┌─ Source material

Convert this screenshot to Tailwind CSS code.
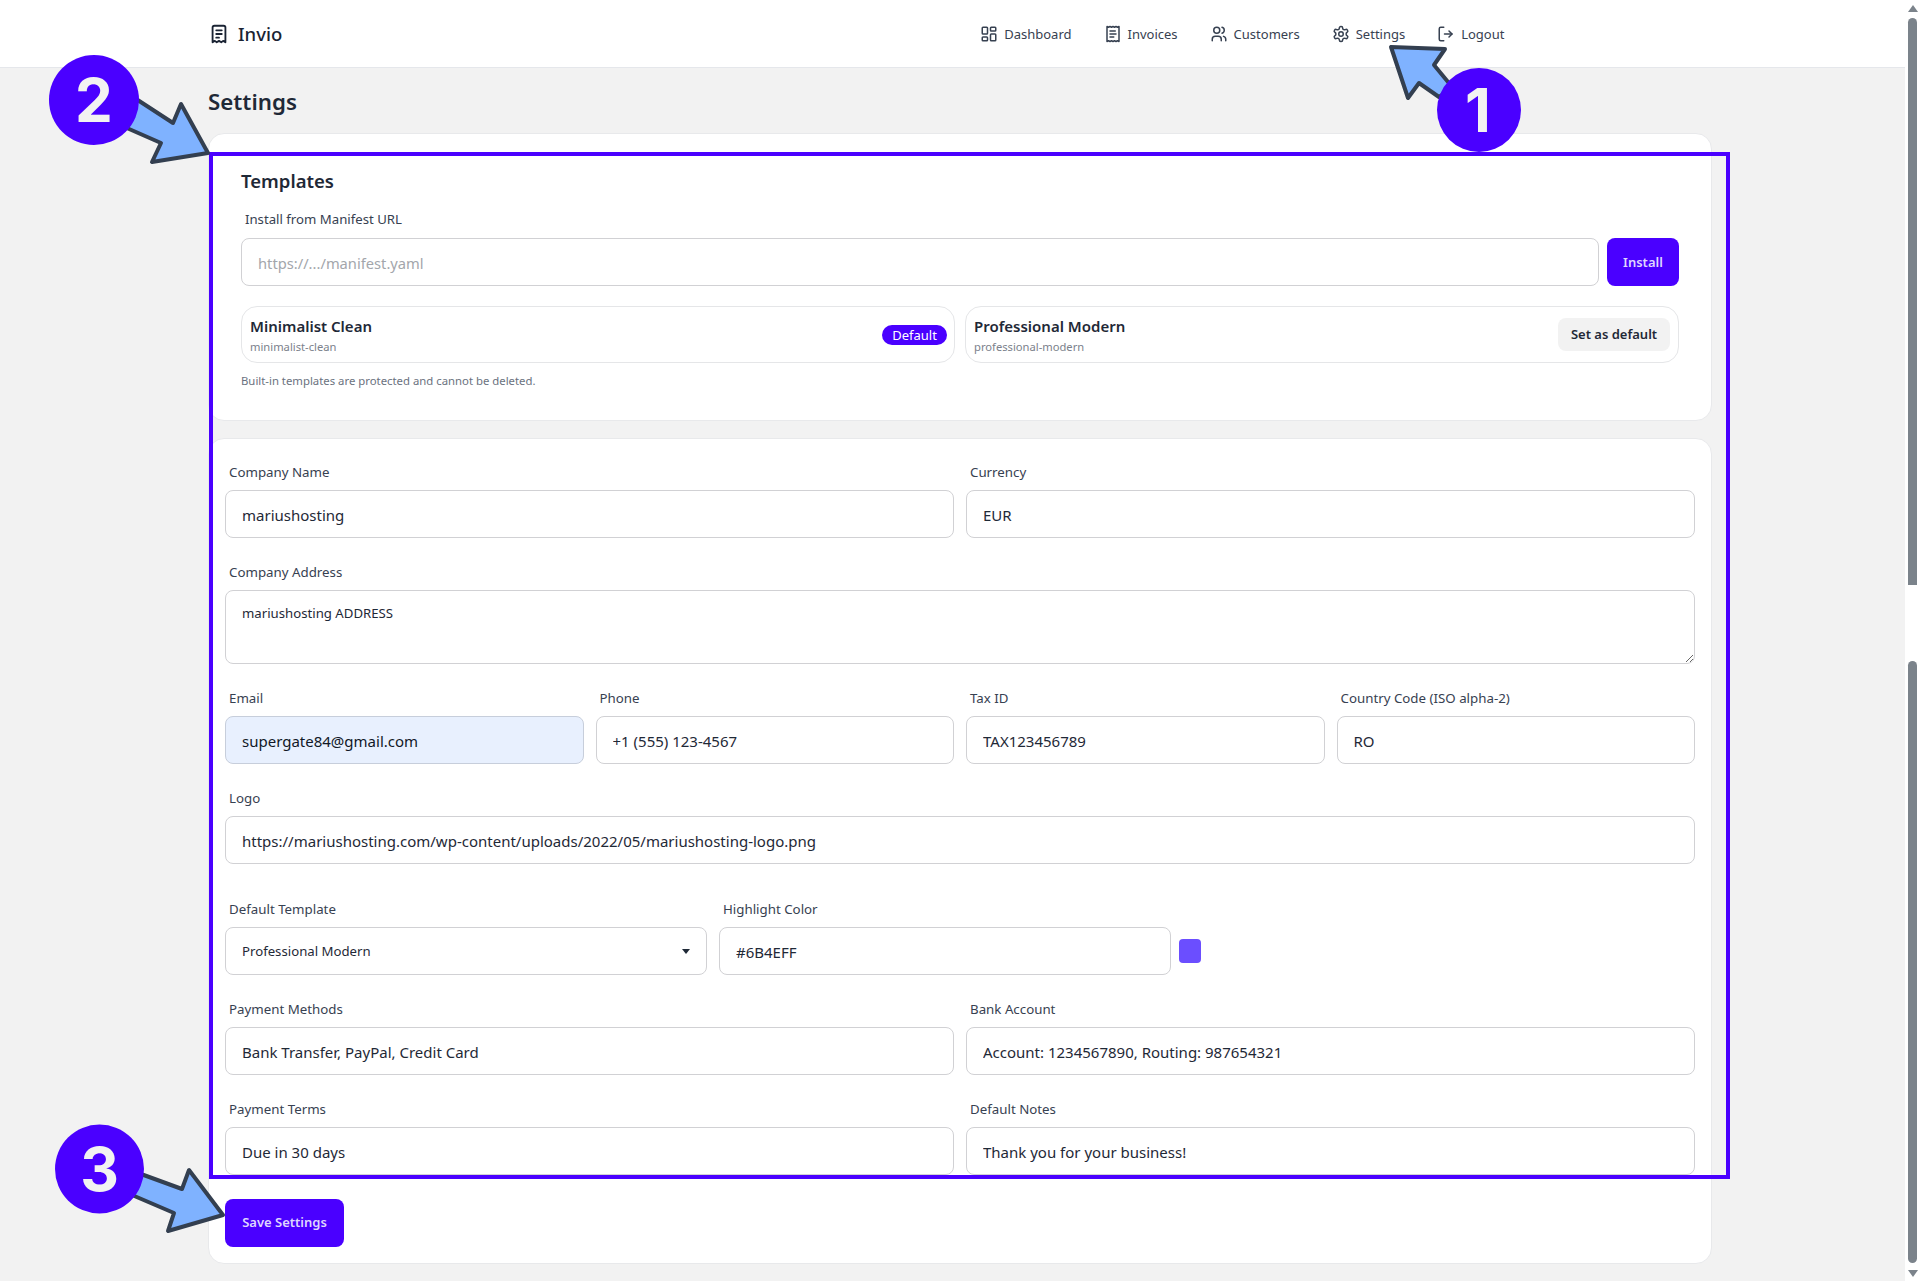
<!DOCTYPE html>
<html lang="en">
  <head>
    <meta charset="UTF-8" />
    <title>Invio - Settings</title>
    <script src="https://cdn.jsdelivr.net/npm/@tailwindcss/browser@4"></script>
  </head>
  <body class="bg-[#f2f2f2] text-[#1f2937] font-['Noto_Sans',sans-serif] antialiased">
    <div class="relative w-[1920px] h-[1281px] overflow-hidden">
      <!-- header -->
      <header class="w-[1905px] h-[68px] bg-white border-b border-[#e5e7eb] flex items-center pl-[208px]">
        <div class="flex items-center gap-[8px] text-[18.5px] font-medium text-[#1a2333]">
          <svg class="w-[22px] h-[22px]" viewBox="0 0 24 24" fill="none" stroke="currentColor" stroke-width="2" stroke-linecap="round" stroke-linejoin="round"><path d="M5 21V5a2 2 0 0 1 2-2h10a2 2 0 0 1 2 2v16l-2.5-1.5-2 1.5-2.5-1.5-2.5 1.5-2-1.5z"/><path d="M9 8h6M9 12h6M9 16h3"/></svg>
          <span>Invio</span>
        </div>
        <nav class="ml-[698px] flex items-center gap-[32px] text-[13px] leading-[20px] pt-px text-[#374151]">
          <a class="flex items-center gap-[6px]" href="#">
            <svg class="w-[18px] h-[18px]" viewBox="0 0 24 24" fill="none" stroke="currentColor" stroke-width="2" stroke-linecap="round" stroke-linejoin="round"><rect x="3" y="3" width="7" height="9" rx="1"/><rect x="14" y="3" width="7" height="5" rx="1"/><rect x="14" y="12" width="7" height="9" rx="1"/><rect x="3" y="16" width="7" height="5" rx="1"/></svg>
            Dashboard
          </a>
          <a class="flex items-center gap-[6px]" href="#">
            <svg class="w-[18px] h-[18px]" viewBox="0 0 24 24" fill="none" stroke="currentColor" stroke-width="2" stroke-linecap="round" stroke-linejoin="round"><path d="M4 2v20l2-1 2 1 2-1 2 1 2-1 2 1 2-1 2 1V2l-2 1-2-1-2 1-2-1-2 1-2-1-2 1Z"/><path d="M15 8H8M16 12H8M13 16H8"/></svg>
            Invoices
          </a>
          <a class="flex items-center gap-[6px]" href="#">
            <svg class="w-[18px] h-[18px]" viewBox="0 0 24 24" fill="none" stroke="currentColor" stroke-width="2" stroke-linecap="round" stroke-linejoin="round"><circle cx="9" cy="7" r="4"/><path d="M3 21v-2a4 4 0 0 1 4-4h4a4 4 0 0 1 4 4v2"/><path d="M16 3.13a4 4 0 0 1 0 7.75"/><path d="M21 21v-2a4 4 0 0 0-3-3.85"/></svg>
            Customers
          </a>
          <a class="flex items-center gap-[6px]" href="#">
            <svg class="w-[18px] h-[18px]" viewBox="0 0 24 24" fill="none" stroke="currentColor" stroke-width="2" stroke-linecap="round" stroke-linejoin="round"><path d="M12.22 2h-.44a2 2 0 0 0-2 2v.18a2 2 0 0 1-1 1.73l-.43.25a2 2 0 0 1-2 0l-.15-.08a2 2 0 0 0-2.73.73l-.22.38a2 2 0 0 0 .73 2.73l.15.1a2 2 0 0 1 1 1.72v.51a2 2 0 0 1-1 1.74l-.15.09a2 2 0 0 0-.73 2.73l.22.38a2 2 0 0 0 2.73.73l.15-.08a2 2 0 0 1 2 0l.43.25a2 2 0 0 1 1 1.73V20a2 2 0 0 0 2 2h.44a2 2 0 0 0 2-2v-.18a2 2 0 0 1 1-1.73l.43-.25a2 2 0 0 1 2 0l.15.08a2 2 0 0 0 2.73-.73l.22-.39a2 2 0 0 0-.73-2.73l-.15-.08a2 2 0 0 1-1-1.74v-.5a2 2 0 0 1 1-1.74l.15-.09a2 2 0 0 0 .73-2.73l-.22-.38a2 2 0 0 0-2.73-.73l-.15.08a2 2 0 0 1-2 0l-.43-.25a2 2 0 0 1-1-1.73V4a2 2 0 0 0-2-2z"/><circle cx="12" cy="12" r="3"/></svg>
            Settings
          </a>
          <a class="flex items-center gap-[6px]" href="#">
            <svg class="w-[18px] h-[18px]" viewBox="0 0 24 24" fill="none" stroke="currentColor" stroke-width="2" stroke-linecap="round" stroke-linejoin="round"><path d="M9 21H5a2 2 0 0 1-2-2V5a2 2 0 0 1 2-2h4"/><path d="m16 16 4-4-4-4"/><path d="M20 12H10"/></svg>
            Logout
          </a>
        </nav>
      </header>

      <main class="ml-[208px] w-[1504px]">
        <h1 class="mt-[18px] mb-[15px] h-[32px] leading-[32px] text-[22.3px] font-semibold text-[#1f2937]">Settings</h1>

        <!-- templates card -->
        <section class="bg-white border border-[#e8e9eb] rounded-[16px] px-[32px] pt-[32px] pb-[31px]">
          <h2 class="h-[32px] leading-[30px] text-[18.5px] font-semibold">Templates</h2>
          <label class="block h-[40px] leading-[43px] pl-[4px] text-[13.2px] text-[#374151]">Install from Manifest URL</label>
          <div class="flex gap-[8px]">
            <input class="flex-1 h-[48px] px-[16px] pt-px text-[14.7px] rounded-[8px] border border-[#d1d1d4] outline-none placeholder:text-[#a3a6ab]" placeholder="https://.../manifest.yaml" />
            <button class="w-[72px] h-[48px] pt-px rounded-[8px] bg-[#4a00ff] text-[13px] font-semibold text-[#dfd6ff]">Install</button>
          </div>
          <div class="mt-[20px] grid grid-cols-2 gap-[10px]">
            <div class="h-[57px] rounded-[16px] border border-[#e5e6e8] pl-[8px] pr-[7px] flex items-center justify-between">
              <div class="pt-[1px]">
                <div class="text-[15px] leading-[22px] font-semibold">Minimalist Clean</div>
                <div class="text-[11.2px] leading-[16px] text-[#7b818b] mt-[2px]">minimalist-clean</div>
              </div>
              <span class="w-[65px] h-[20px] rounded-full bg-[#4a00ff] text-white text-[13px] leading-[20px] text-center">Default</span>
            </div>
            <div class="h-[57px] rounded-[16px] border border-[#e5e6e8] pl-[8px] pr-[8px] flex items-center justify-between">
              <div class="pt-[1px]">
                <div class="text-[15px] leading-[22px] font-semibold">Professional Modern</div>
                <div class="text-[11.2px] leading-[16px] text-[#7b818b] mt-[2px]">professional-modern</div>
              </div>
              <button class="w-[112px] h-[33px] rounded-[8px] bg-[#f2f2f2] text-[13px] font-semibold text-[#1f2937]">Set as default</button>
            </div>
          </div>
          <p class="mt-[10px] text-[11.35px] leading-[16px] text-[#6b7280]">Built-in templates are protected and cannot be deleted.</p>
        </section>

        <!-- settings form -->
        <form class="mt-[17px] bg-white border border-[#e8e9eb] rounded-[16px] pl-[16px] pr-[16px] pt-[11px] pb-[16px]">
          <div class="grid grid-cols-2 gap-x-[12px] gap-y-[12px]">
            <div>
              <label class="block h-[40px] leading-[44px] pl-[4px] text-[13.3px] text-[#374151]">Company Name</label>
              <input class="w-full h-[48px] px-[16px] pt-[2px] text-[15px] rounded-[8px] border border-[#d1d1d4] outline-none" value="mariushosting" />
            </div>
            <div>
              <label class="block h-[40px] leading-[44px] pl-[4px] text-[13.3px] text-[#374151]">Currency</label>
              <input class="w-full h-[48px] px-[16px] pt-[2px] text-[15px] rounded-[8px] border border-[#d1d1d4] outline-none" value="EUR" />
            </div>
            <div class="col-span-2">
              <label class="block h-[40px] leading-[44px] pl-[4px] text-[13.3px] text-[#374151]">Company Address</label>
              <textarea class="block w-full h-[74px] px-[16px] py-[12px] text-[13.2px] leading-[20px] rounded-[8px] border border-[#d1d1d4] outline-none">mariushosting ADDRESS</textarea>
            </div>
          </div>
          <div class="mt-[12px] grid grid-cols-4 gap-x-[12px]">
            <div>
              <label class="block h-[40px] leading-[44px] pl-[4px] text-[13.3px] text-[#374151]">Email</label>
              <input class="w-full h-[48px] px-[16px] pt-[2px] text-[15px] rounded-[8px] border border-[#c7cedb] bg-[#e8f0fe] text-[#111827] outline-none" value="supergate84@gmail.com" />
            </div>
            <div>
              <label class="block h-[40px] leading-[44px] pl-[4px] text-[13.3px] text-[#374151]">Phone</label>
              <input class="w-full h-[48px] px-[16px] pt-[2px] text-[15px] rounded-[8px] border border-[#d1d1d4] outline-none" value="+1 (555) 123-4567" />
            </div>
            <div>
              <label class="block h-[40px] leading-[44px] pl-[4px] text-[13.3px] text-[#374151]">Tax ID</label>
              <input class="w-full h-[48px] px-[16px] pt-[2px] text-[15px] rounded-[8px] border border-[#d1d1d4] outline-none" value="TAX123456789" />
            </div>
            <div>
              <label class="block h-[40px] leading-[44px] pl-[4px] text-[13.3px] text-[#374151]">Country Code (ISO alpha-2)</label>
              <input class="w-full h-[48px] px-[16px] pt-[2px] text-[15px] rounded-[8px] border border-[#d1d1d4] outline-none" value="RO" />
            </div>
          </div>
          <div class="mt-[12px]">
            <label class="block h-[40px] leading-[44px] pl-[4px] text-[13.3px] text-[#374151]">Logo</label>
            <input class="w-full h-[48px] px-[16px] pt-[2px] text-[15px] rounded-[8px] border border-[#d1d1d4] outline-none" value="https://mariushosting.com/wp-content/uploads/2022/05/mariushosting-logo.png" />
          </div>
          <div class="mt-[23px] flex gap-x-[12px]">
            <div class="w-[482px]">
              <label class="block h-[40px] leading-[44px] pl-[4px] text-[13.3px] text-[#374151]">Default Template</label>
              <div class="relative">
                <select class="appearance-none w-full h-[48px] px-[16px] pt-px text-[13.2px] rounded-[8px] border border-[#d1d1d4] bg-white outline-none">
                  <option>Professional Modern</option>
                </select>
                <span class="absolute right-[17px] top-[22px] w-0 h-0 border-x-[4px] border-x-transparent border-t-[5px] border-t-[#1f2937]"></span>
              </div>
            </div>
            <div class="w-[452px]">
              <label class="block h-[40px] leading-[44px] pl-[4px] text-[13.3px] text-[#374151]">Highlight Color</label>
              <input class="w-full h-[48px] px-[16px] pt-[2px] text-[15px] rounded-[8px] border border-[#d1d1d4] outline-none" value="#6B4EFF" />
            </div>
            <div class="ml-[-4px] mt-[52px] w-[22px] h-[24px] rounded-[4px] bg-[#6b4eff]"></div>
          </div>
          <div class="mt-[12px] grid grid-cols-2 gap-x-[12px] gap-y-[12px]">
            <div>
              <label class="block h-[40px] leading-[44px] pl-[4px] text-[13.3px] text-[#374151]">Payment Methods</label>
              <input class="w-full h-[48px] px-[16px] pt-[2px] text-[15px] rounded-[8px] border border-[#d1d1d4] outline-none" value="Bank Transfer, PayPal, Credit Card" />
            </div>
            <div>
              <label class="block h-[40px] leading-[44px] pl-[4px] text-[13.3px] text-[#374151]">Bank Account</label>
              <input class="w-full h-[48px] px-[16px] pt-[2px] text-[15px] rounded-[8px] border border-[#d1d1d4] outline-none" value="Account: 1234567890, Routing: 987654321" />
            </div>
            <div>
              <label class="block h-[40px] leading-[44px] pl-[4px] text-[13.3px] text-[#374151]">Payment Terms</label>
              <input class="w-full h-[48px] px-[16px] pt-[2px] text-[15px] rounded-[8px] border border-[#d1d1d4] outline-none" value="Due in 30 days" />
            </div>
            <div>
              <label class="block h-[40px] leading-[44px] pl-[4px] text-[13.3px] text-[#374151]">Default Notes</label>
              <input class="w-full h-[48px] px-[16px] pt-[2px] text-[15px] rounded-[8px] border border-[#d1d1d4] outline-none" value="Thank you for your business!" />
            </div>
          </div>
          <button type="button" class="mt-[24px] block w-[119px] h-[48px] rounded-[8px] bg-[#4a00ff] text-[13px] font-semibold text-[#dfd6ff]">Save Settings</button>
        </form>
      </main>

      <!-- scrollbar -->
      <div class="absolute top-0 right-0 w-[15px] h-[1281px] bg-white">
        <span class="absolute left-[3px] top-[5px] w-0 h-0 border-x-[5px] border-x-transparent border-b-[7px] border-b-[#7b838b]"></span>
        <div class="absolute left-[3px] top-[18px] w-[9px] h-[567px] rounded-t-full bg-[#7b838b]"></div>
        <div class="absolute left-[3px] top-[661px] w-[9px] h-[602px] rounded-full bg-[#7b838b]"></div>
        <span class="absolute left-[3px] top-[1270px] w-0 h-0 border-x-[5px] border-x-transparent border-t-[7px] border-t-[#7b838b]"></span>
      </div>

      <!-- annotations drawn on top of the screenshot -->
      <svg class="absolute inset-0 pointer-events-none" width="1920" height="1281" viewBox="0 0 1920 1281">
        <rect x="211" y="154" width="1517" height="1023" fill="none" stroke="#4a00ff" stroke-width="4"/>
        <g fill="#7fb2ff" stroke="#333f50" stroke-width="4" stroke-linejoin="round">
          <path d="M1391 47 L1445 49 L1434 65 L1453 88 L1439 97 L1419 83 L1408 98 Z"/>
          <path d="M208 153 L181 104 L173 123 L130 95 L120 125 L161 143 L152 162 Z"/>
          <path d="M223 1215 L189 1170 L182 1189 L130 1170 L125 1192 L174 1213 L168 1231 Z"/>
        </g>
        <g fill="#4a00ff">
          <circle cx="1479" cy="110" r="42"/>
          <circle cx="94" cy="100" r="45"/>
          <circle cx="99.5" cy="1169" r="44.5"/>
        </g>
        <g fill="#f2f2f2" font-family="Inter" font-weight="700" font-size="60" text-anchor="middle">
          <text x="1478" y="132">1</text>
          <text x="94" y="122">2</text>
          <text x="99.5" y="1191">3</text>
        </g>
      </svg>
    </div>
  </body>
</html>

└─

Aim = Check each line above for the string "screenshot" and show the ones that have it.

Exercise answer =
Convert this screenshot to Tailwind CSS code.
      <!-- annotations drawn on top of the screenshot -->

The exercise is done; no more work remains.